- Born: 23 December 1891 Sydney, Australia
- Died: 14 August 1918 (aged 26) (MIA) disappeared near Douai, France
- Commemorated at: Arras Flying Services Memorial, Pas de Calais, France
- Allegiance: United Kingdom
- Branch: British Army Royal Air Force
- Service years: 1914–1918
- Rank: Captain
- Unit: City of London Yeomanry No. 18 Squadron RFC/RAF
- Conflicts: World War I
- Awards: Military Cross
- Relations: Nathaniel Gould (father)

= Herbert Gould =

British World War I flying ace

Captain Herbert Ruska Gould (23 December 1891 – 14 August 1918) was a British World War I flying ace credited with six aerial victories.

==Biography==
Gould was born in Sydney, Australia, the second son of English journalist and novelist Nathaniel "Nat" Gould and Elizabeth Madeline Gould (née Ruska). When he was four his family returned to England, living in Bedfont, Middlesex, where Gould attended the Highfields Road School in Chertsey. Gould then obtained a position as a clerk in an oil firm in the City of London, and joined the City of London Yeomanry as a private at the outbreak of World War I.

In mid-1917 Gould transferred to the Royal Flying Corps as a cadet, being appointed a probationary second lieutenant on 5 July 1917. He was confirmed in his rank, on completion of his training, on 8 October.

Gould was assigned to No. 18 Squadron on the Western Front, flying the Airco DH.4 day bomber. He gained his first victory on 26 March 1918 destroying an Albatros D.V over Bihucourt. On 12 April he took a share in the downing of two Pfalz D.III's over Estaires, and drove down another solo in the same area on 9 May. On 24 June he was appointed a flight commander with the temporary rank of captain.
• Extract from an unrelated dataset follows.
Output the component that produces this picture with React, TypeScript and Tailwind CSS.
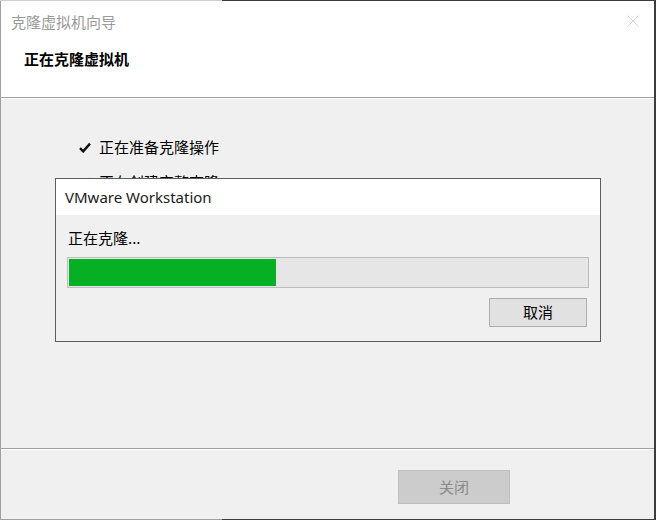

He drove down another Pfalz D.III over Douai, France on 31 July, and a shared in the driving down of a Fokker D.VII west of there on 9 August.

==Disappearance==
Gould was reported missing in action near Douai on 14 August 1918, together with his gunner/observer Second Lieutenant Ewart William Frederick Jinman. As he has no known grave, his name is included on the Flying Services Memorial at Arras in northern France.
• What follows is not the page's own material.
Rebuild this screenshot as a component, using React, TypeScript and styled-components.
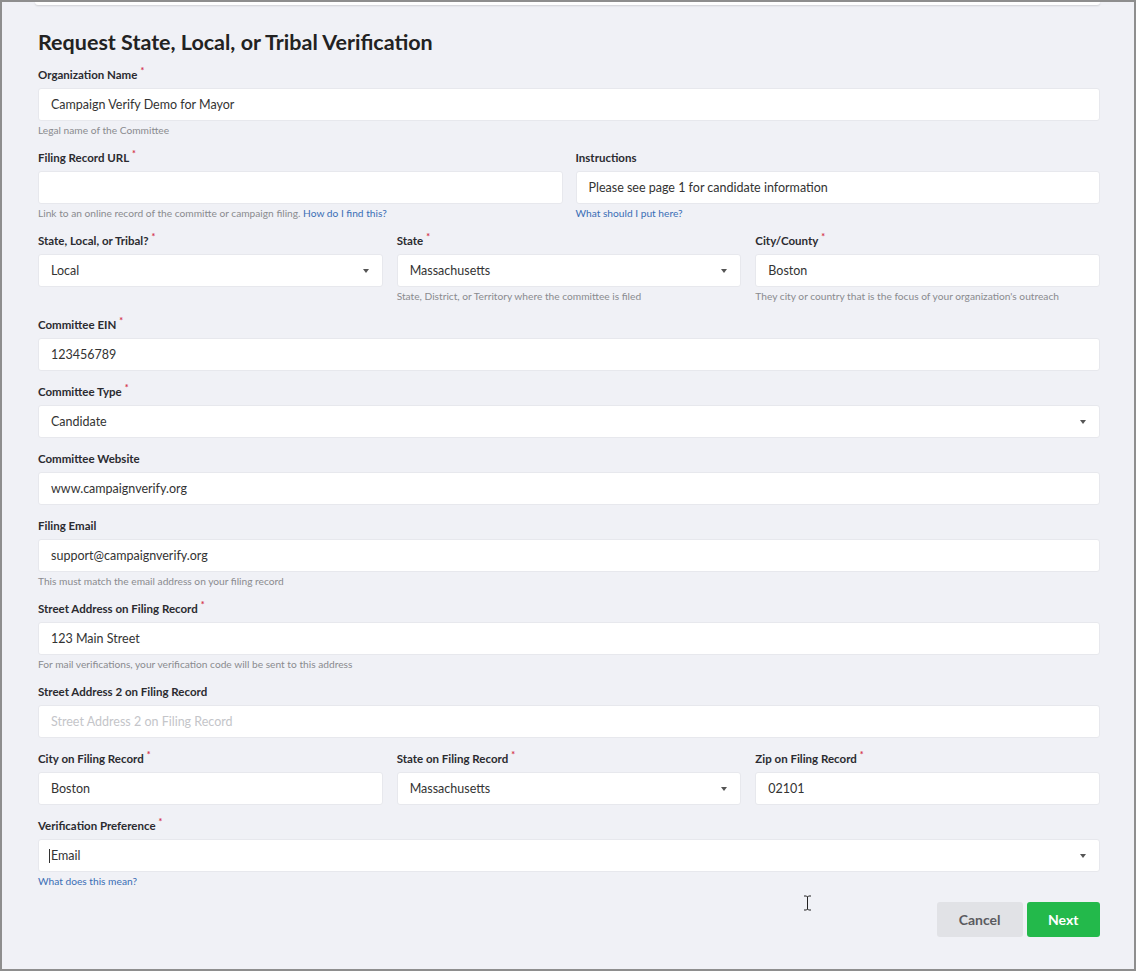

Gould was awarded the Military Cross, which was gazetted on 13 September, after his death. His citation read:

Temporary Lieutenant Herbert Ruska Gould, General List and Royal Air Force.
For conspicuous gallantry and devotion to duty. He has carried out 24 successful bombing raids, several of which he has led, and 26 low reconnaissance and bombing flights, as well as many low-flying, harassing and bombing patrols, during which many direct hits have been obtained and severe casualties inflicted. He has destroyed three enemy machines and has shown a very high spirit of zeal throughout.